Consumers, many of whom do not opt for the VOD feature, are attracted to cable providers because they like the convenience of having all their services on one bill as well as the discounts the cable companies are able to offer by bundling the services. The alliances with the RBOCs (ie. regional bell operating companies, or local bell phone companies) should level this playing field.


What other media companies in our coverage are newsworthy?

We have recently downgraded our rating on shares of Cumulus (CMLS) from Buy to Hold. Rising credit risk premiums and collapsing valuations have left the market skeptical about the viability of the July 2007, $1.3 billion management buyout offer for Cumulus. Led by CEO Lew Dickey and Merrill Lynch Global Private Equity, the deal calls for $11.75 per share plus the assumption of roughly $736 million in debt, equating to an EV of 14.0x 2008E EBITDA.

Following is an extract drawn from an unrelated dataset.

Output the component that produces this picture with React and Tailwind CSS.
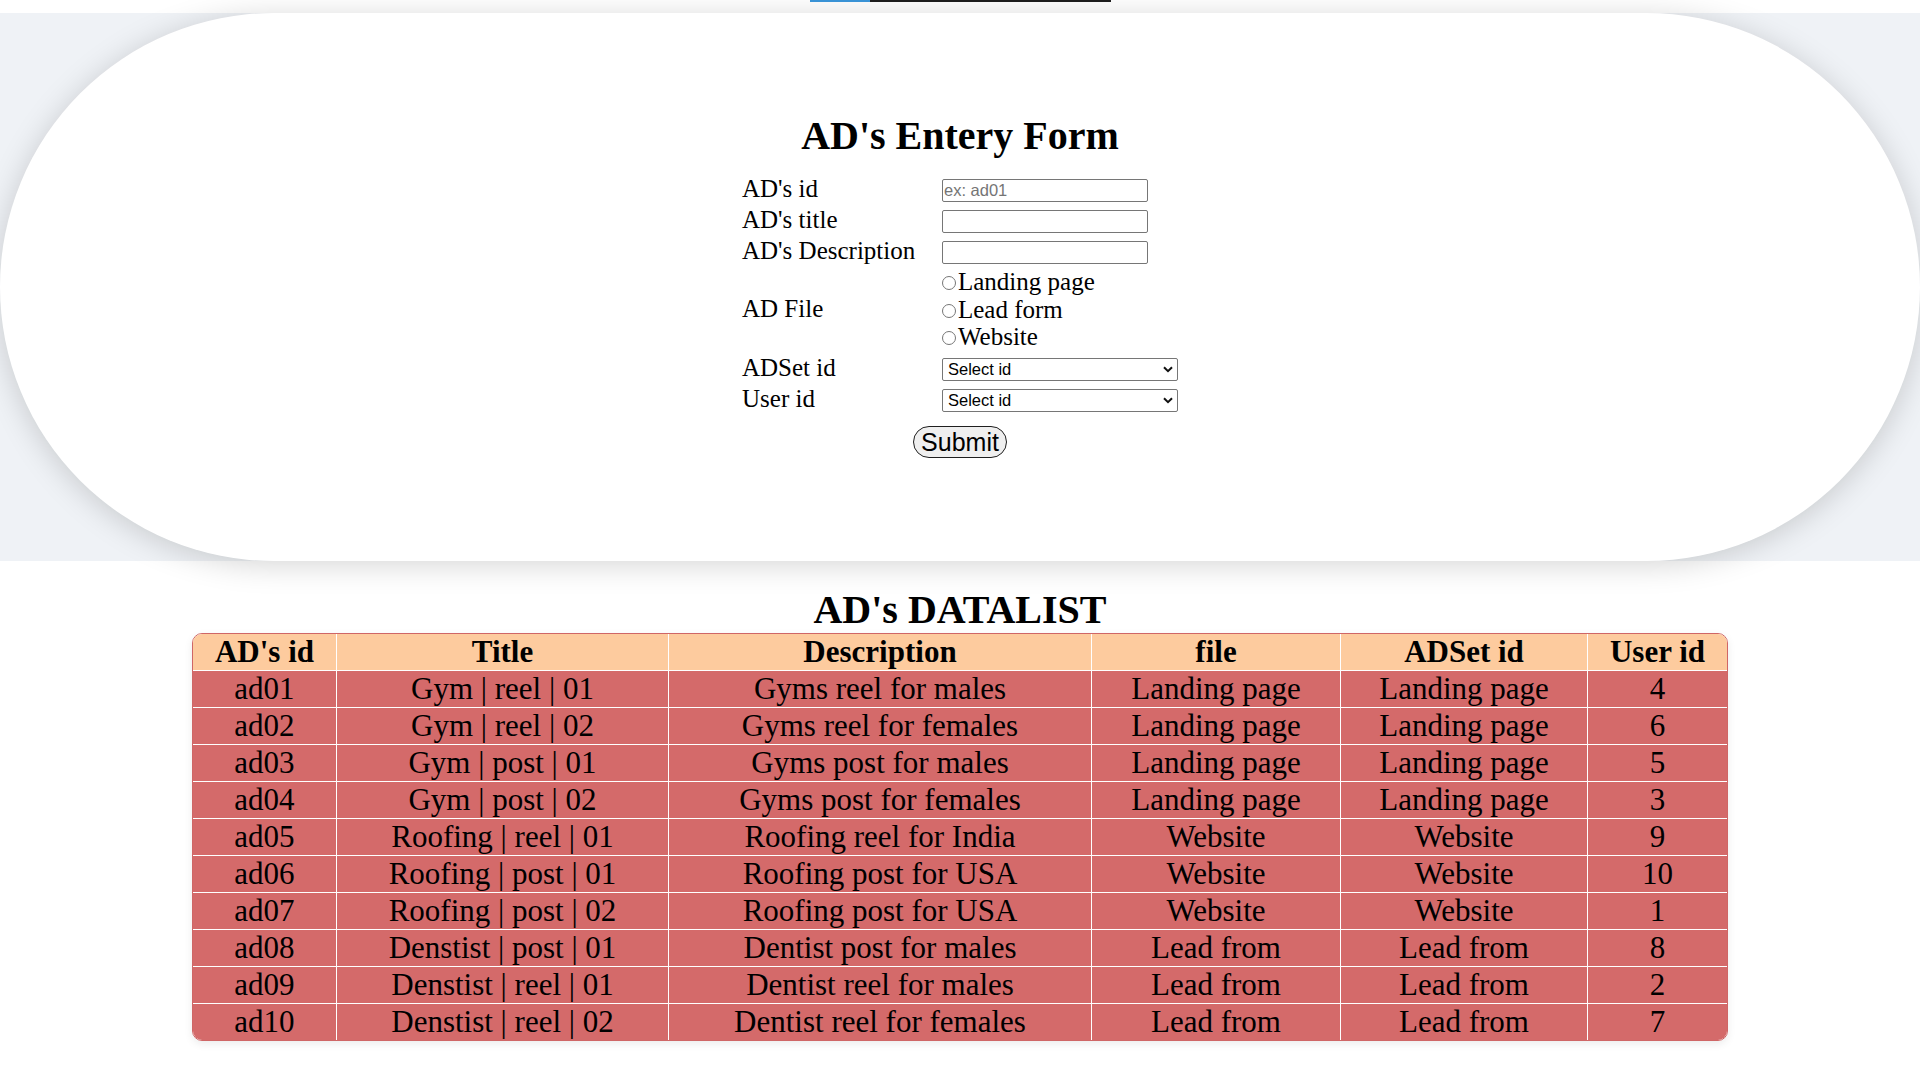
import { useState } from 'react'

const ROWS = [
  ['ad01', 'Gym | reel | 01', 'Gyms reel for males', 'Landing page', 'Landing page', '4'],
  ['ad02', 'Gym | reel | 02', 'Gyms reel for females', 'Landing page', 'Landing page', '6'],
  ['ad03', 'Gym | post | 01', 'Gyms post for males', 'Landing page', 'Landing page', '5'],
  ['ad04', 'Gym | post | 02', 'Gyms post for females', 'Landing page', 'Landing page', '3'],
  ['ad05', 'Roofing | reel | 01', 'Roofing reel for India', 'Website', 'Website', '9'],
  ['ad06', 'Roofing | post | 01', 'Roofing post for USA', 'Website', 'Website', '10'],
  ['ad07', 'Roofing | post | 02', 'Roofing post for USA', 'Website', 'Website', '1'],
  ['ad08', 'Denstist | post | 01', 'Dentist post for males', 'Lead from', 'Lead from', '8'],
  ['ad09', 'Denstist | reel | 01', 'Dentist reel for males', 'Lead from', 'Lead from', '2'],
  ['ad10', 'Denstist | reel | 02', 'Dentist reel for females', 'Lead from', 'Lead from', '7'],
]

const HEADERS = ["AD's id", 'Title', 'Description', 'file', 'ADSet id', 'User id']
const COLS = [144, 332, 423, 249, 247, 139]

function TextField({ placeholder }) {
  return (
    <input
      type="text"
      placeholder={placeholder}
      className="block w-[206px] h-[23px] m-0 px-[1px] border border-[#767676] rounded-[2px] bg-white font-['Liberation_Sans',Arial,sans-serif] text-[16.5px] text-black placeholder:text-[#757575] outline-none"
    />
  )
}

function SelectField() {
  return (
    <div className="relative w-[236px] h-[23px]">
      <select className="block appearance-none w-full h-full m-0 pl-[5px] border border-[#767676] rounded-[2px] bg-white font-['Liberation_Sans',Arial,sans-serif] text-[16.5px] leading-[21px] text-black outline-none">
        <option>Select id</option>
      </select>
      {/* chevron */}
      <svg className="absolute right-[5px] top-[8px] pointer-events-none" width="10" height="7" viewBox="0 0 10 7">
        <path d="M1 1.2l4 4 4-4" fill="none" stroke="#111" strokeWidth="2" />
      </svg>
    </div>
  )
}

export default function App() {
  const [file, setFile] = useState('')

  return (
    <div className="min-h-screen bg-white text-black font-['Liberation_Serif','Times_New_Roman',serif]">
      {/* top strip */}
      <div className="h-[13px] flex justify-center">
        <div className="w-[301px] h-[2px] flex">
          <div className="w-[60px] bg-[#3a93d6]" />
          <div className="flex-1 bg-[#1e1e1e]" />
        </div>
      </div>

      {/* Entry form */}
      <section className="bg-[#eff2f6]">
        <div className="h-[548px] rounded-full bg-white shadow-[0_4px_30px_rgba(0,0,0,0.17)] flex flex-col items-center pt-[101px]">
          <h1 className="text-[40px] font-bold leading-[44px]">AD's Entery Form</h1>

          <form className="mt-[17px] w-[436px] flex flex-col text-[25px]" onSubmit={e => e.preventDefault()}>
            <div className="h-[31px] flex items-center">
              <label className="w-[200px] mb-[4px]">AD's id</label>
              <TextField placeholder="ex: ad01" />
            </div>
            <div className="h-[31px] flex items-center">
              <label className="w-[200px] mb-[4px]">AD's title</label>
              <TextField />
            </div>
            <div className="h-[31px] flex items-center">
              <label className="w-[200px] mb-[4px]">AD's Description</label>
              <TextField />
            </div>

            <div className="flex items-center">
              <label className="w-[200px] mb-[2px]">AD File</label>
              <div className="flex flex-col">
                {['Landing page', 'Lead form', 'Website'].map(opt => (
                  <label key={opt} className="leading-[27.5px] whitespace-nowrap">
                    <input
                      type="radio"
                      name="file"
                      checked={file === opt}
                      onChange={() => setFile(opt)}
                      className="appearance-none inline-block m-0 mr-[2px] w-[14px] h-[14px] rounded-full border border-[#767676] bg-white align-baseline checked:border-[4px] checked:border-[#1a73e8]"
                    />
                    {opt}
                  </label>
                ))}
              </div>
            </div>

            <div className="h-[31px] mt-[3.5px] flex items-center">
              <label className="w-[200px] mb-[4px]">ADSet id</label>
              <SelectField />
            </div>
            <div className="h-[31px] flex items-center">
              <label className="w-[200px] mb-[4px]">User id</label>
              <SelectField />
            </div>

            <button
              type="submit"
              className="self-center mt-[10px] h-[32px] px-[7px] rounded-full border-[1.5px] border-[#1f1f1f] bg-[#efefef] font-['Liberation_Sans',Arial,sans-serif] text-[25px] leading-none text-black"
            >
              Submit
            </button>
          </form>
        </div>
      </section>

      {/* Data list */}
      <h2 className="mt-[27px] text-center text-[40px] font-bold leading-[44px]">AD's DATALIST</h2>

      <div className="mx-auto mt-[1px] w-[1536px] rounded-[10px] overflow-hidden border border-[#cf6666] shadow-[0_3px_8px_rgba(0,0,0,0.08)]">
        <table className="w-full table-fixed border-separate border-spacing-0 text-[31px] text-center">
          <colgroup>
            {COLS.map((w, i) => <col key={i} style={{ width: w }} />)}
          </colgroup>
          <thead>
            <tr className="bg-[#fdcb9e]">
              {HEADERS.map((h, i) => (
                <th
                  key={h}
                  className={`p-0 font-bold leading-[36px] border-b border-white ${i < 5 ? 'border-r' : ''}`}
                >
                  {h}
                </th>
              ))}
            </tr>
          </thead>
          <tbody className="bg-[#d46a6a]">
            {ROWS.map((row, r) => (
              <tr key={row[0]}>
                {row.map((cell, i) => (
                  <td
                    key={i}
                    className={`p-0 leading-[36px] whitespace-nowrap border-white ${i < 5 ? 'border-r' : ''} ${r < 9 ? 'border-b' : ''}`}
                  >
                    {cell}
                  </td>
                ))}
              </tr>
            ))}
          </tbody>
        </table>
      </div>
    </div>
  )
}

The stock has fallen since the deal was announced and now trades 45% below the offer price at 12x 2008 EV/EBITDA, a 3-point premium with the peer group multiple of 9x (peer group has contracted by 2x). In our view, the deal will either get done at a lower price or not at all (Merrill Lynch's walkaway fee is just $15 million). If the deal does not go through, we think the shares could trade back down in line with its peer group at 9x 2008E EBITDA or $5.50.


Don't the fundamentals of Cumulus still look good relative to its competition?

Although its revenue pacings are ahead of the industry, the company is burdened with near industry-high leverage, which in turn will likely slow the current pace of its massive buyback program. Therefore, we do not think the shares deserve a premium valuation to its peers. Moreover, at this point in radio's cyclical and secular slowdown, we see no near-term catalysts for CMLS shares to outperform the broader market.

Ann Northrop, CFA is a senior analyst covering the media industry for Zacks Equity Research.